By Cade Leebron.
TRIGGER WARNING This article or section, or pages it links to, contain information about sexual assault and/or rape which may be triggering to survivors.
survivor. I don’t feel like a survivor of anything. Sometimes I think that one girl died on a bed in a dorm room on her third day of college; she died in his bed while he was fucking her, raping her, whatever. Another girl was born in her place and she rose, gasping, like a phoenix and ran from the room. She was a virgin. Nobody had ever fucked her, raped her, whatever. She was brand new, and she stumbled to a different dorm room and collapsed on the floor and then eventually crawled into the dead girl’s bed and fell asleep and in the morning she took a shower.
Three and a half years later, in April of my senior year, it still feels like a lie to call myself a survivor, I still don’t feel like I survived at all. I’m sitting on a carpeted floor, the institutional carpet leaving an imprint of its texture on the bottoms of my thighs, and I look around and start to speak to the people on all sides, unsure of which way to look. It feels wrong to start my sentence with as a survivor, but I say it anyway.
We are here, at this meeting of the Wesleyan University Student Assembly, to have a community discussion regarding sexual assault on campus and the role of fraternities, if fraternities should be dismantled or co-educated in order to combat rape culture, if fraternities contribute to rape culture at all. I turn to look at the back of the room and I see rows upon rows of massive men, fraternity brothers. They are just so much bigger than me that it is shocking. Why do they get the chairs? How did they get so big? I have seen them in the dining halls, their plates piled high with what would be several meals for me, but they didn’t seem so large then. Now here they are, massive men sitting in comically small chairs, perhaps those chairs were meant for small and fragile people like me who are instead down here on the floor. I don’t usually feel small. And I do know why they got the chairs, it is because they got here first, and I know what this must look like: they care more, we the women don’t care enough, we showed up a little late. The truth is that we didn’t show up late, we were here, wandering around the student center and avoiding entering this particular room, getting coffee and pretending to text, doing anything to not come here until the last minute. We were hesitant, maybe a little afraid, they were not. But we are here now, I am here. And so I say things, I add my voice to this war that’s happening very politely in this room, I say, according to the transcript, to the members of fraternities: if you care about women, why don’t you want to share this with them?
I’m sure that’s not how I said it, I know I said something about how siblinghood can be just as meaningful as brotherhood, how coeducation is a viable option, and something about how as a survivor, I feel safer in co-ed spaces, but I don’t remember exactly how I said it and the transcript is available online. It’s accurate enough.

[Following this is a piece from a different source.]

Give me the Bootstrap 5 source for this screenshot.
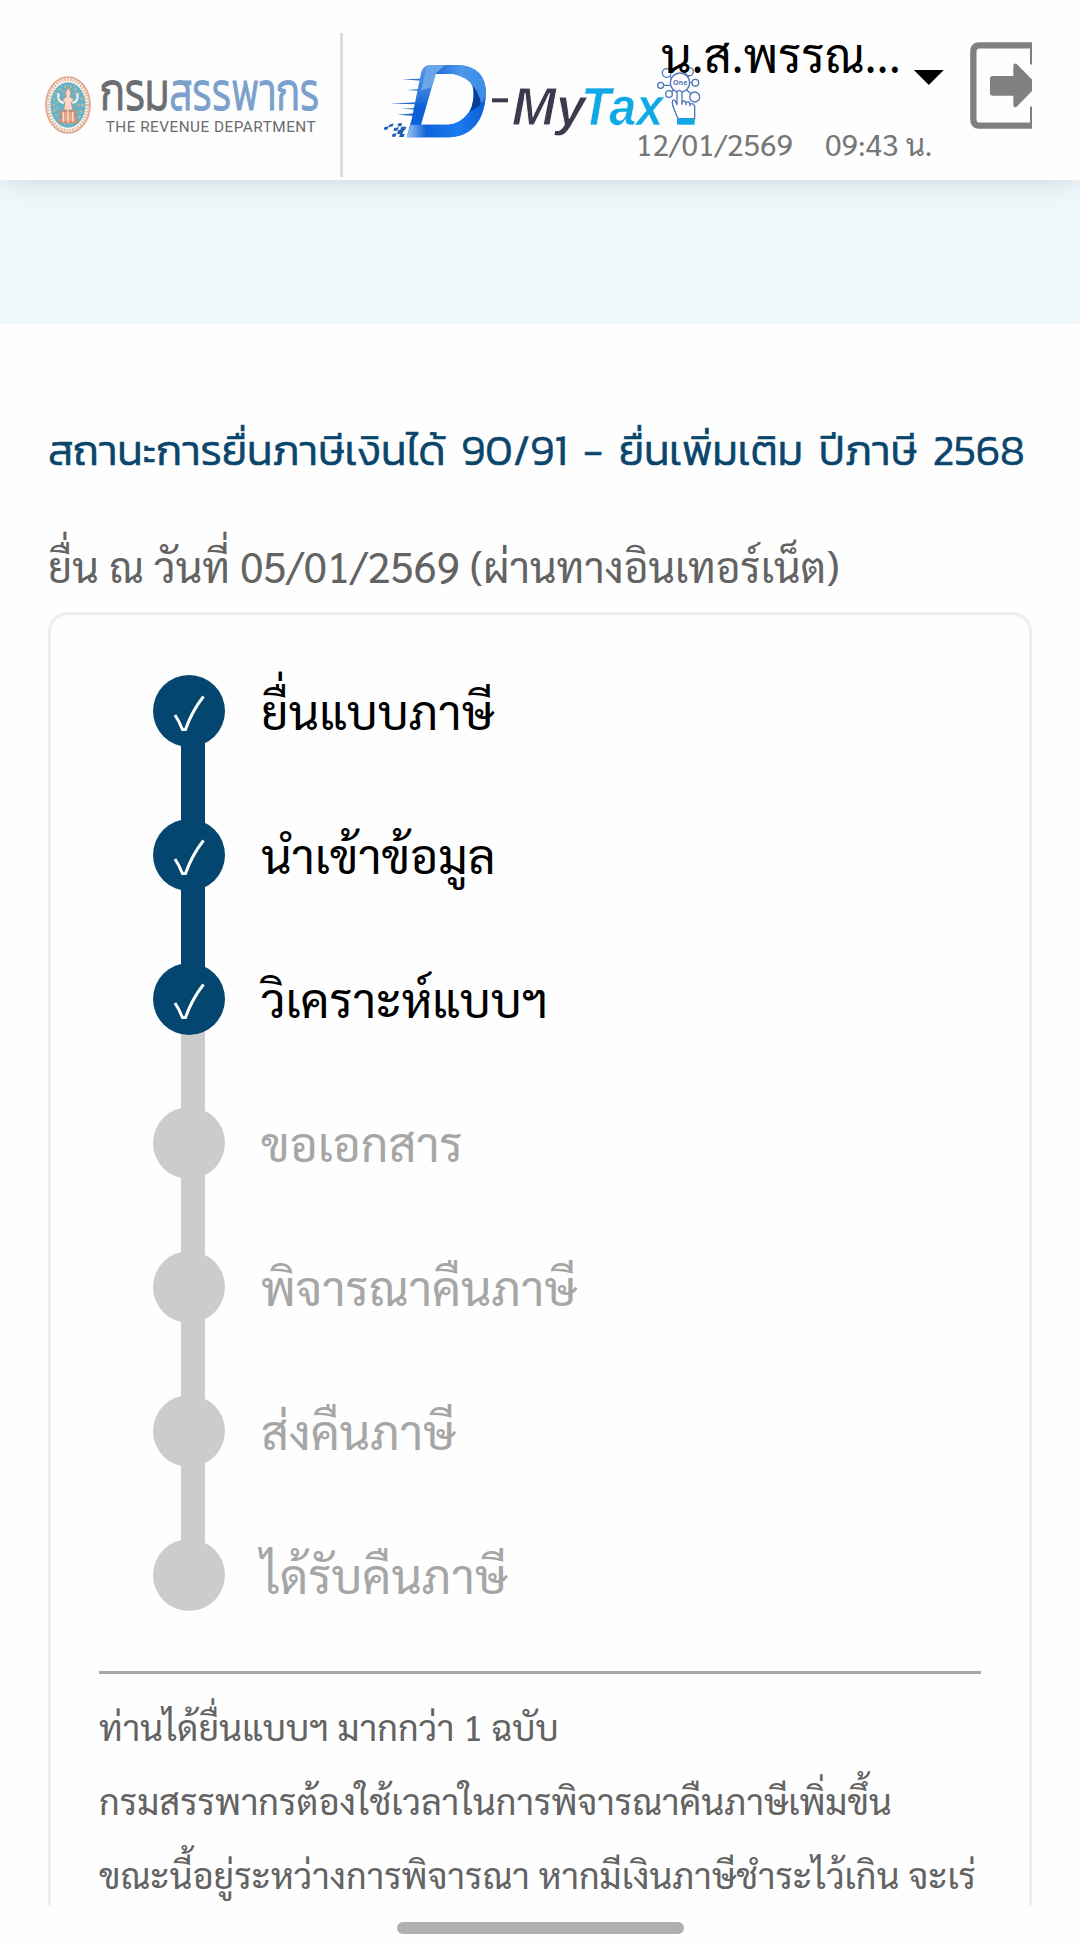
<!DOCTYPE html>
<html lang="th">
<head>
<meta charset="utf-8">
<meta name="viewport" content="width=device-width, initial-scale=1">
<title>D-MyTax</title>
<link href="https://cdn.jsdelivr.net/npm/bootstrap@5.3.0/dist/css/bootstrap.min.css" rel="stylesheet">
<style>
body{font-family:Sarabun,"Noto Sans Thai Looped","Noto Sans",sans-serif;color:#636363;background:#fefefe}
.screen{width:1080px;height:1950px}
.viewport-area{height:1905px}
.topbar{height:180px;background:#fefefe;box-shadow:0 9px 22px -6px rgba(60,80,95,.16)}
.rule-v{width:3px;height:144px;background:#ddd;margin-top:33px}
.brand-tax{margin-left:-3px}
.user-block{margin-left:-84px;width:313px;color:#000}
.user-row{height:86px}
.user-name{font-size:48px;line-height:60px;padding:23px 0 0 25px}
.caret{width:30px;height:15px;background:#000;clip-path:polygon(0 0,100% 0,50% 100%);margin:70px 0 0 13px}
.stamp{font-size:30px;line-height:40px;color:#777;margin-top:38px;gap:32px}
.exit-ico{margin:42px 0 0 21px}
.band{height:144px;background:#eef7fa}
.main-area{padding:96px 48px 0}
.ttl{font-family:Kanit,"Noto Sans Thai","Noto Sans",sans-serif;font-weight:300;font-size:42.300px;line-height:60px;word-spacing:6px;color:#0a466c;-webkit-text-stroke:.7px #0a466c}
.sub{font-size:42px;line-height:60px;margin-top:56px}
.panel{border:3px solid #ededed;border-radius:20px;height:1400px;margin-top:16px;padding:60px 48px 0}
.steps{padding-left:54px}
.step{height:144px}
.step .dot{width:72px;height:72px;background:#ccc;z-index:1}
.step .bar{width:24px;height:80px;background:#ccc;left:28px;top:68px}
.step.done .dot,.step.done .bar{background:#04466f}
.step.last-done .bar{background:#ccc}
.lbl{font-size:48px;line-height:70px;margin-left:36px;color:#a6a6a6}
.done .lbl{color:#000}
.hr-line{height:3px;background:#a6a6a6;margin-top:-12px}
.note{font-size:36px;line-height:74px;margin-top:15px}
.home-bar{width:287px;height:12px;background:#b0b0b0;margin-top:17px}
</style>
</head>
<body>
<div class="screen overflow-hidden">
<div class="viewport-area overflow-hidden">
<header class="topbar d-flex align-items-start position-relative text-nowrap">
  <svg class="flex-shrink-0" width="340" height="180" viewBox="0 0 1020 540">
    <ellipse cx="204" cy="315" rx="66" ry="84" fill="#fff7f1" stroke="#dda189" stroke-width="5"/>
    <ellipse cx="204" cy="315" rx="61" ry="78" fill="none" stroke="#e4b69f" stroke-width="12" stroke-dasharray="5 4"/>
    <ellipse cx="204" cy="315" rx="53" ry="68" fill="#67b3c8"/>
    <ellipse cx="204" cy="315" rx="43" ry="56" fill="none" stroke="#c3b78f" stroke-width="8" stroke-dasharray="6 11"/>
    <ellipse cx="204" cy="315" rx="32" ry="44" fill="none" stroke="#bcb48f" stroke-width="6" stroke-dasharray="5 13"/>
    <path d="M176 280q-7 24 16 29M231 280q7 24-14 29" fill="none" stroke="#eef8fa" stroke-width="6"/>
    <path d="M206 262l7 16-3 12 12 10-8 8 5 22h-28l4-22-8-8 12-10-3-12z" fill="#f6ddd0" stroke="#d88767" stroke-width="3"/>
    <path d="M180 335h48l-5 12 10 20h-55l8-20z" fill="#e5a286" stroke="#d88364" stroke-width="4"/>
    <path d="M190 335v32M204 328v40M218 335v32" stroke="#f7e3d8" stroke-width="4"/>
    <g font-family="Kanit,'Noto Sans Thai',sans-serif" font-weight="300" font-size="164" stroke-width="3">
      <text x="300" y="329" textLength="208" lengthAdjust="spacingAndGlyphs" fill="#6c6d71" stroke="#6c6d71">กรม</text>
      <text x="508" y="329" textLength="450" lengthAdjust="spacingAndGlyphs" fill="#7aa0cc" stroke="#7aa0cc">สรรพากร</text>
    </g>
    <text x="317" y="396" textLength="630" font-family="Roboto,Arial,sans-serif" font-size="46" fill="#6b6b6e">THE REVENUE DEPARTMENT</text>
  </svg>
  <div class="rule-v flex-shrink-0"></div>
  <svg class="brand-tax flex-shrink-0" width="380" height="180" viewBox="0 0 1140 540">
    <defs>
      <linearGradient id="g1" x1="0" y1="0" x2="0" y2="1"><stop offset="0" stop-color="#5a9ae6"/><stop offset=".4" stop-color="#2f7add"/><stop offset=".6" stop-color="#0a5fd6"/><stop offset="1" stop-color="#0b62da"/></linearGradient>
      <linearGradient id="g2" x1="0" y1="0" x2="1" y2="0"><stop offset="0" stop-color="#1f6cd4"/><stop offset=".5" stop-color="#4d97ea"/><stop offset="1" stop-color="#3b8be6"/></linearGradient>
      <linearGradient id="g3" x1="0" y1="0" x2="1" y2="0"><stop offset="0" stop-color="#9cc4f2"/><stop offset=".25" stop-color="#0c63d8"/><stop offset=".65" stop-color="#1a7cf0"/><stop offset="1" stop-color="#0b5fd2"/></linearGradient>
    </defs>
    <path d="M186 238l58-2v6zM200 270l45-3v6zM150 311l90-5v7zM186 326l50-3v6zM172 344l50-4v8z" fill="#2a6fc9"/>
    <path fill-rule="evenodd" d="M268 195H355Q438 200 438 282Q430 405 330 412H200L215 358L243 220Q248 197 268 195ZM287 222L243 374H325Q392 365 402 290Q402 226 340 222Z" fill="url(#g1)"/>
    <path d="M243 272L256 215Q260 195 275 195H315L287 222L274 262Z" fill="#69a5e9"/>
    <path d="M315 195H355Q440 200 438 285L428 330Q418 240 340 222H287Z" fill="url(#g2)"/>
    <path d="M399 258Q425 290 426 345L388 340Q405 300 399 258Z" fill="#073f94"/>
    <path d="M437 290Q425 405 330 412H200L212 374H325Q362 372 388 335Q424 320 437 290Z" fill="url(#g3)"/>
    <path d="M148 374l13-4-3 9-12 3zM175 370h12l-4 9h-11zM133 382l13-3-4 10h-11zM163 384l14-2-5 10h-12zM184 380h15l-4 11h-15zM175 390h17l-5 12h-16zM158 402l12-2-4 10h-11zM180 402h14l-3 9h-14z" fill="#1b5fb8"/>
    <rect x="456" y="295" width="48" height="12" fill="#3a3d50"/>
    <g font-family="Liberation Sans,Arial,sans-serif" font-weight="700" font-style="italic">
      <text x="515" y="374" font-size="162" textLength="222" lengthAdjust="spacingAndGlyphs" fill="#3a3b4d" stroke="#fefefe" stroke-width="3">My</text>
      <text x="724" y="374" font-size="162" textLength="246" lengthAdjust="spacingAndGlyphs" fill="#10a9e6" stroke="#fefefe" stroke-width="2">Tax</text>
    </g>
    <g fill="#fefefe" stroke="#4e76b8" stroke-width="4">
      <path d="M990 230l15 10M1050 225l-12 10M972 256h25M1045 248h12M995 275l8-8M1040 270l16 14" fill="none"/>
      <circle cx="980" cy="219" r="13"/><circle cx="1048" cy="215" r="12"/><circle cx="962" cy="256" r="9"/><circle cx="1066" cy="248" r="10"/><circle cx="987" cy="282" r="10"/><circle cx="1064" cy="291" r="15"/>
      <circle cx="1020" cy="248" r="29"/>
      <path d="M1014 356l-14-34q-6-18 0-22 5-2 11 14v-38q7-10 15 0v30q8-7 12 2 9-6 12 4 9-4 14 6v38h-50z"/>
      <path d="M1026 306v8M1038 308v8M1050 311v8" fill="none"/>
    </g>
    <text x="999" y="255" font-family="Liberation Sans,Arial,sans-serif" font-weight="700" font-size="21" textLength="43" fill="#4468ae">One</text>
    <path d="M1011 355h53v19h-53z" fill="#10a9e6"/>
  </svg>
  <div class="user-block flex-shrink-0 position-relative">
    <div class="user-row d-flex align-items-start">
      <div class="user-name">น.ส.พรรณ...</div><div class="caret flex-shrink-0"></div>
    </div>
    <div class="stamp d-flex"><span>12/01/2569</span><span>09:43 น.</span></div>
  </div>
  <svg class="exit-ico flex-shrink-0" width="62" height="88" viewBox="0 0 186 264">
    <path d="M186 10H28Q10 10 10 30V232Q10 251 28 251H186" fill="none" stroke="#808080" stroke-width="19"/>
    <path d="M180 8V66l6 3V8zM180 195V255h6V192z" fill="#808080"/>
    <path d="M68 102h62V74q0-14 10-8l56 57v14l-56 57q-10 6-10-8V161H68q-8 0-8-8V110q0-8 8-8z" fill="#808080"/>
  </svg>
</header>
<div class="band"></div>
<main class="main-area text-nowrap">
  <h1 class="ttl mb-0">สถานะการยื่นภาษีเงินได้ 90/91 - ยื่นเพิ่มเติม ปีภาษี 2568</h1>
  <div class="sub">ยื่น ณ วันที่ 05/01/2569 (ผ่านทางอินเทอร์เน็ต)</div>
  <section class="panel">
    <div class="steps">
      <div class="step done d-flex position-relative"><i class="bar position-absolute"></i><div class="dot rounded-circle position-relative"><svg class="d-block" width="72" height="72" viewBox="0 0 72 72"><path d="M22 40q4 6 7.500 14.500h3Q39 36 50.500 21.500" fill="none" stroke="#fff" stroke-width="3"/></svg></div><div class="lbl">ยื่นแบบภาษี</div></div>
      <div class="step done d-flex position-relative"><i class="bar position-absolute"></i><div class="dot rounded-circle position-relative"><svg class="d-block" width="72" height="72" viewBox="0 0 72 72"><path d="M22 40q4 6 7.500 14.500h3Q39 36 50.500 21.500" fill="none" stroke="#fff" stroke-width="3"/></svg></div><div class="lbl">นำเข้าข้อมูล</div></div>
      <div class="step done last-done d-flex position-relative"><i class="bar position-absolute"></i><div class="dot rounded-circle position-relative"><svg class="d-block" width="72" height="72" viewBox="0 0 72 72"><path d="M22 40q4 6 7.500 14.500h3Q39 36 50.500 21.500" fill="none" stroke="#fff" stroke-width="3"/></svg></div><div class="lbl">วิเคราะห์แบบฯ</div></div>
      <div class="step d-flex position-relative"><i class="bar position-absolute"></i><div class="dot rounded-circle"></div><div class="lbl">ขอเอกสาร</div></div>
      <div class="step d-flex position-relative"><i class="bar position-absolute"></i><div class="dot rounded-circle"></div><div class="lbl">พิจารณาคืนภาษี</div></div>
      <div class="step d-flex position-relative"><i class="bar position-absolute"></i><div class="dot rounded-circle"></div><div class="lbl">ส่งคืนภาษี</div></div>
      <div class="step d-flex position-relative"><div class="dot rounded-circle"></div><div class="lbl">ได้รับคืนภาษี</div></div>
    </div>
    <div class="hr-line"></div>
    <div class="note">ท่านได้ยื่นแบบฯ มากกว่า 1 ฉบับ<br>กรมสรรพากรต้องใช้เวลาในการพิจารณาคืนภาษีเพิ่มขึ้น<br>ขณะนี้อยู่ระหว่างการพิจารณา หากมีเงินภาษีชำระไว้เกิน จะเร่</div>
  </section>
</main>
</div>
<div class="home-bar rounded-pill mx-auto"></div>
</div>
<script src="https://cdn.jsdelivr.net/npm/bootstrap@5.3.0/dist/js/bootstrap.bundle.min.js"></script>
</body>
</html>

I know that in the context of the world, a big place almost entirely full of crime and genocide and war and hatred and dead or abused children and terrorism, if you believe CNN, this is a very tiny little battle in this carpeted room. This is a group of college students at an extremely liberal liberal arts college arguing over whether or not men get to have clubs and call them fraternities and not let women join. And if we the women don’t fight against it, if we let these fraternities continue to exist, let men be together in this way, are they more likely to rape us? And are there enough of them for it to matter? Only three campus fraternities own houses. This whole situation feels artificial and surreal. We are having a conversation facilitated and policed by members of the student government and the administration. We are not allowed to laugh at each other or speak out of turn. A woman speaks, she says that the president of a fraternity called her a slut at a party recently. In response, the president of that fraternity introduces himself and then calmly attempts to explain it away, he says she was dancing inappropriately at his fraternity and that’s why he called her a slut, she was just dancing that way, dancing like a slut. As if this is justification. As if we should not notice that he is white and she is black and he is policing her body and the way it moves in his privileged space. We are shushed by student assembly members for booing him and then we sit quietly, chastised, waiting our turn, as the meeting continues. The minutes make no mention of this incident. The administrators, the supposed adults here, sit in a row of chairs against the windows to the right, they are silent. My campus therapist is among them, sometimes we make eye contact and then look away. This is a very orderly kind of pain. And it has become the reality, the vocabulary of my life. I’ve gotten so sucked into it, using these words, triggered, survivor, rape culture, so easily that someone might think it’s what I actually mean.